§ Raw data:
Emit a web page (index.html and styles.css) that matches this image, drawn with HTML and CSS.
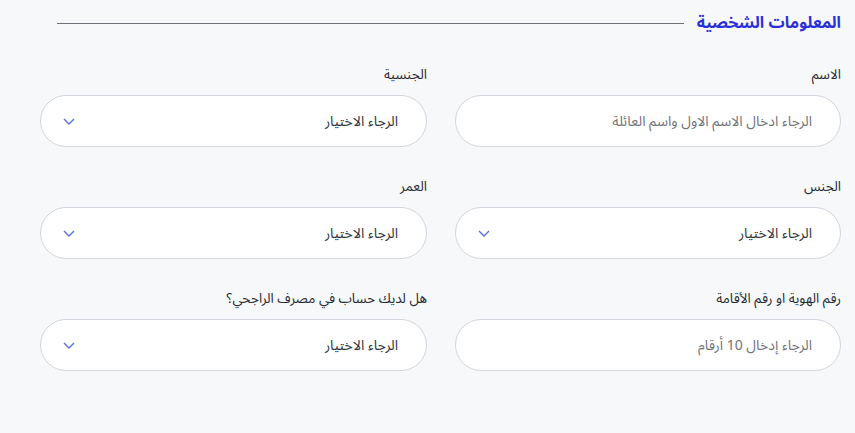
FILE: index.html
```html
<!DOCTYPE html>
<html lang="ar" dir="rtl">
<head>
<meta charset="utf-8">
<link rel="stylesheet" href="styles.css">
</head>
<body>
<div class="page">
  <div class="section-head">
    <h2 class="section-title">المعلومات الشخصية</h2>
    <span class="section-line"></span>
  </div>
  <div class="form-grid">
    <div class="field">
      <label class="field-label">الاسم</label>
      <div class="control"><span class="placeholder">الرجاء ادخال الاسم الاول واسم العائلة</span></div>
    </div>
    <div class="field">
      <label class="field-label">الجنسية</label>
      <div class="control select"><span class="value">الرجاء الاختيار</span>
        <svg class="chev" width="12" height="7" viewBox="0 0 12 7"><path d="M1 1l5 5 5-5" fill="none" stroke="#5b6ee1" stroke-width="1.4"/></svg>
      </div>
    </div>
    <div class="field">
      <label class="field-label">الجنس</label>
      <div class="control select"><span class="value">الرجاء الاختيار</span>
        <svg class="chev" width="12" height="7" viewBox="0 0 12 7"><path d="M1 1l5 5 5-5" fill="none" stroke="#5b6ee1" stroke-width="1.4"/></svg>
      </div>
    </div>
    <div class="field">
      <label class="field-label">العمر</label>
      <div class="control select"><span class="value">الرجاء الاختيار</span>
        <svg class="chev" width="12" height="7" viewBox="0 0 12 7"><path d="M1 1l5 5 5-5" fill="none" stroke="#5b6ee1" stroke-width="1.4"/></svg>
      </div>
    </div>
    <div class="field">
      <label class="field-label">رقم الهوية او رقم الأقامة</label>
      <div class="control"><span class="placeholder">الرجاء إدخال 10 أرقام</span></div>
    </div>
    <div class="field">
      <label class="field-label">هل لديك حساب في مصرف الراجحي؟</label>
      <div class="control select"><span class="value">الرجاء الاختيار</span>
        <svg class="chev" width="12" height="7" viewBox="0 0 12 7"><path d="M1 1l5 5 5-5" fill="none" stroke="#5b6ee1" stroke-width="1.4"/></svg>
      </div>
    </div>
  </div>
</div>
</body>
</html>
```
FILE: styles.css
```css
html, body {
  margin: 0;
  padding: 0;
  background: #f7f8fa;
}
body {
  font-family: "Noto Sans Arabic", "DejaVu Sans", "Noto Sans", sans-serif;
  color: #1f2430;
}
.page {
  padding: 13px 14px 0 28px;
}
.section-head {
  display: flex;
  align-items: center;
  gap: 13px;
  padding-left: 29px;
  height: 20px;
}
.section-title {
  margin: 0;
  font-size: 16px;
  font-weight: 700;
  color: #2b2fd9;
  line-height: 20px;
  white-space: nowrap;
}
.section-line {
  flex: 1;
  height: 1px;
  background: #6f7278;
}
.form-grid {
  display: grid;
  grid-template-columns: 386px 387px;
  column-gap: 28px;
  row-gap: 30px;
  margin-top: 32px;
}
.field {
  display: flex;
  flex-direction: column;
  gap: 10px;
}
.field-label {
  font-size: 13.5px;
  line-height: 20px;
  color: #262a33;
}
.control {
  height: 50px;
  border: 1px solid #d3d6de;
  border-radius: 26px;
  background: #fff;
  display: flex;
  align-items: center;
  justify-content: space-between;
  padding: 0 28px 0 22px;
}
.placeholder {
  font-size: 14px;
  color: #70747c;
}
.value {
  font-size: 14px;
  color: #30343d;
}
.chev {
  display: block;
}
```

§ Objective:
Scan the material above for the string "page" and return the lines that hold it.

§ The reply:
Emit a web page (index.html and styles.css) that matches this image, drawn with HTML and CSS.
<div class="page">
.page {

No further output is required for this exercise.